Copy each line of the data below with the word "components".

— start of Supplied material —

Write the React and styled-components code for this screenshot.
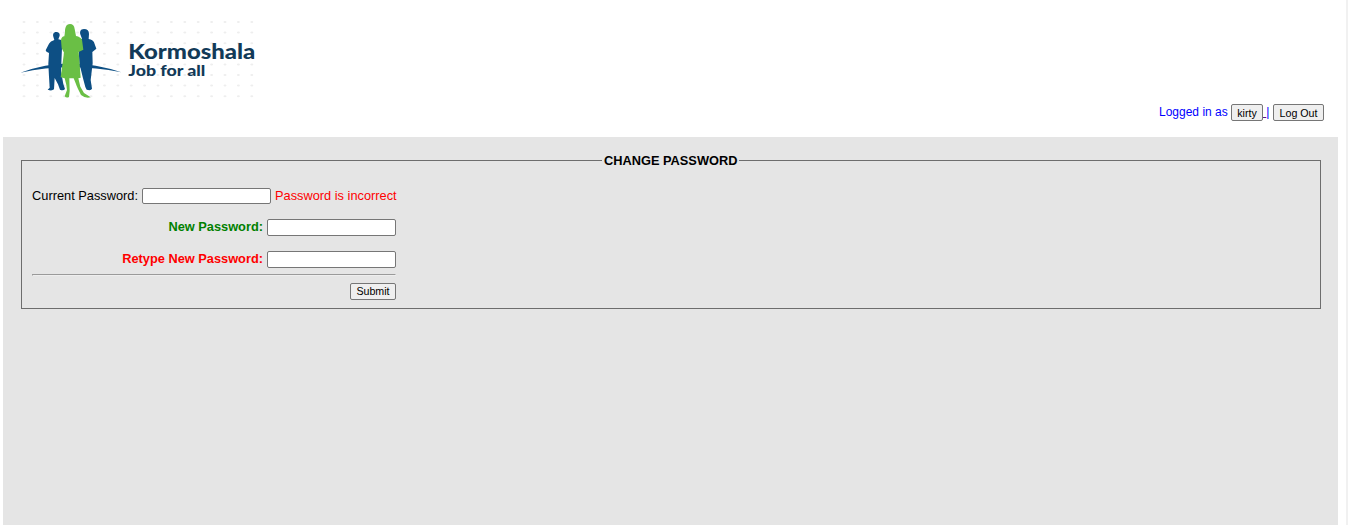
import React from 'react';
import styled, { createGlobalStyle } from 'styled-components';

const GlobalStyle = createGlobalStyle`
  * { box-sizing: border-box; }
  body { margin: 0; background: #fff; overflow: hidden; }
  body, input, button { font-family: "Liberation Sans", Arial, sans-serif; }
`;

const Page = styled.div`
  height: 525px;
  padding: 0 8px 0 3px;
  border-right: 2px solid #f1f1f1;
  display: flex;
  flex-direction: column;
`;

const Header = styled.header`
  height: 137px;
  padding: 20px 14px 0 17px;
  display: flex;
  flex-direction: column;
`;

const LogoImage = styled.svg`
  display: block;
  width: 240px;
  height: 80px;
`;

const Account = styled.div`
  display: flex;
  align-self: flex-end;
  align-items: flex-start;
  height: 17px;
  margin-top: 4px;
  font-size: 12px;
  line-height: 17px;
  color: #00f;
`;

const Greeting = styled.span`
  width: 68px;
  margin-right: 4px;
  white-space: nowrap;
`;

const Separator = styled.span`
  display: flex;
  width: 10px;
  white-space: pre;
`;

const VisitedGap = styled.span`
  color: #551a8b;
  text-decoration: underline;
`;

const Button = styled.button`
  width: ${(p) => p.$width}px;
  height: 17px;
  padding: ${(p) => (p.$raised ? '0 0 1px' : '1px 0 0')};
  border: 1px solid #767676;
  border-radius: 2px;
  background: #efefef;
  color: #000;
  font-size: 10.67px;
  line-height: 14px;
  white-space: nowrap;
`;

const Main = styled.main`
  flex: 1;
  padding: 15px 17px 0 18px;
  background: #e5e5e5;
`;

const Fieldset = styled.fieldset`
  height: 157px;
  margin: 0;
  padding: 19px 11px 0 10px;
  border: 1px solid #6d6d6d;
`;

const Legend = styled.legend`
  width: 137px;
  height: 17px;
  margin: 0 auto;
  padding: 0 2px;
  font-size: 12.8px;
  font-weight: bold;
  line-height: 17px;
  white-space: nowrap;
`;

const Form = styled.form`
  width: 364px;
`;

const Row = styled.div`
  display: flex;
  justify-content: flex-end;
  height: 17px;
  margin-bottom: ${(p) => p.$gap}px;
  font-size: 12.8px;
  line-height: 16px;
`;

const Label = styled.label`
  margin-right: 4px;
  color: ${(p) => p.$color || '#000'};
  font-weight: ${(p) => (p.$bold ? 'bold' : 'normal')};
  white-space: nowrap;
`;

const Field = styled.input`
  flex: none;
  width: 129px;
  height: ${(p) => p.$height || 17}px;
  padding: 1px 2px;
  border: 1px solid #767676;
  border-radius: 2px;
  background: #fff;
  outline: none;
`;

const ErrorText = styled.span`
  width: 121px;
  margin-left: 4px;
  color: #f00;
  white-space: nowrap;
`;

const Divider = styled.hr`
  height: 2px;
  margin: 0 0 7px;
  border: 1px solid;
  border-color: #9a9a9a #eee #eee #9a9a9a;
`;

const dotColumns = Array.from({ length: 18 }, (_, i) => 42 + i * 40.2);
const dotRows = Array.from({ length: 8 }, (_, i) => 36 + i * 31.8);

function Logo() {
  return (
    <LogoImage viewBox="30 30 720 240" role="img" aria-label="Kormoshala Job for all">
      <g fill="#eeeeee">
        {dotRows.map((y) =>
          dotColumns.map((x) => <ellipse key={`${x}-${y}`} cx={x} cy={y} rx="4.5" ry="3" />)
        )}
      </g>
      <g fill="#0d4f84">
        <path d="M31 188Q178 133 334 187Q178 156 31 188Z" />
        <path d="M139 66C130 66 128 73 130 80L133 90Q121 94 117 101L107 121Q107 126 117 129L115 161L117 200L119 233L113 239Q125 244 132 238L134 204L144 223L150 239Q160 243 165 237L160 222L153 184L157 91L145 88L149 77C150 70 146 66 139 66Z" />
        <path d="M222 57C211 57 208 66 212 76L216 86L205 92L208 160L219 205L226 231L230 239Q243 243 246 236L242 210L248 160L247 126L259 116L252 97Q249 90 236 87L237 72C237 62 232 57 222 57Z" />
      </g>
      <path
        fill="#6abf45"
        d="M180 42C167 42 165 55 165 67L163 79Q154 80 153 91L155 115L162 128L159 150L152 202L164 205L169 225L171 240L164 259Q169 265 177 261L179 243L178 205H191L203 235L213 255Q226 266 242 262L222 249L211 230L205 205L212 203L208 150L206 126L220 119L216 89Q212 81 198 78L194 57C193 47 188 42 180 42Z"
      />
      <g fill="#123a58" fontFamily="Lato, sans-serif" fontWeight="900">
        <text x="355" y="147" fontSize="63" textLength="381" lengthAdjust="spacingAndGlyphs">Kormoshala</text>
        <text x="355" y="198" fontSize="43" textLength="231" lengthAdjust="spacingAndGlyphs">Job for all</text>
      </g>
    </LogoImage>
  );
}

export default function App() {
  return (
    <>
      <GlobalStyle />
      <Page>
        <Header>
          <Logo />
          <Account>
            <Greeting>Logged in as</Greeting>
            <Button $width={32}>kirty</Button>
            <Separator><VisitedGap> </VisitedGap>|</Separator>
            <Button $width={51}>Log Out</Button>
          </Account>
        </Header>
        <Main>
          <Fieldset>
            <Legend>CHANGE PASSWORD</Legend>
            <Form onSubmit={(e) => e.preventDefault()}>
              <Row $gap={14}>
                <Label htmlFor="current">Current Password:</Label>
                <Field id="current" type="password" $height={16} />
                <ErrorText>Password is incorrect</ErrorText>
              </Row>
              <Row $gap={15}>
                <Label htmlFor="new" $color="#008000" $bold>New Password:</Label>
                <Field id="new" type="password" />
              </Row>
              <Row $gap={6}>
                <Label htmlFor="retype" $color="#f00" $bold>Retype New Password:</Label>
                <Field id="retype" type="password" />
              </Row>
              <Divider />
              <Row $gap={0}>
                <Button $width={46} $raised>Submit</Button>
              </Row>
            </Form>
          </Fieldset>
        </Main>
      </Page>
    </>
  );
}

— end of Supplied material —

## [Task output]
Write the React and styled-components code for this screenshot.
import styled, { createGlobalStyle } from 'styled-components';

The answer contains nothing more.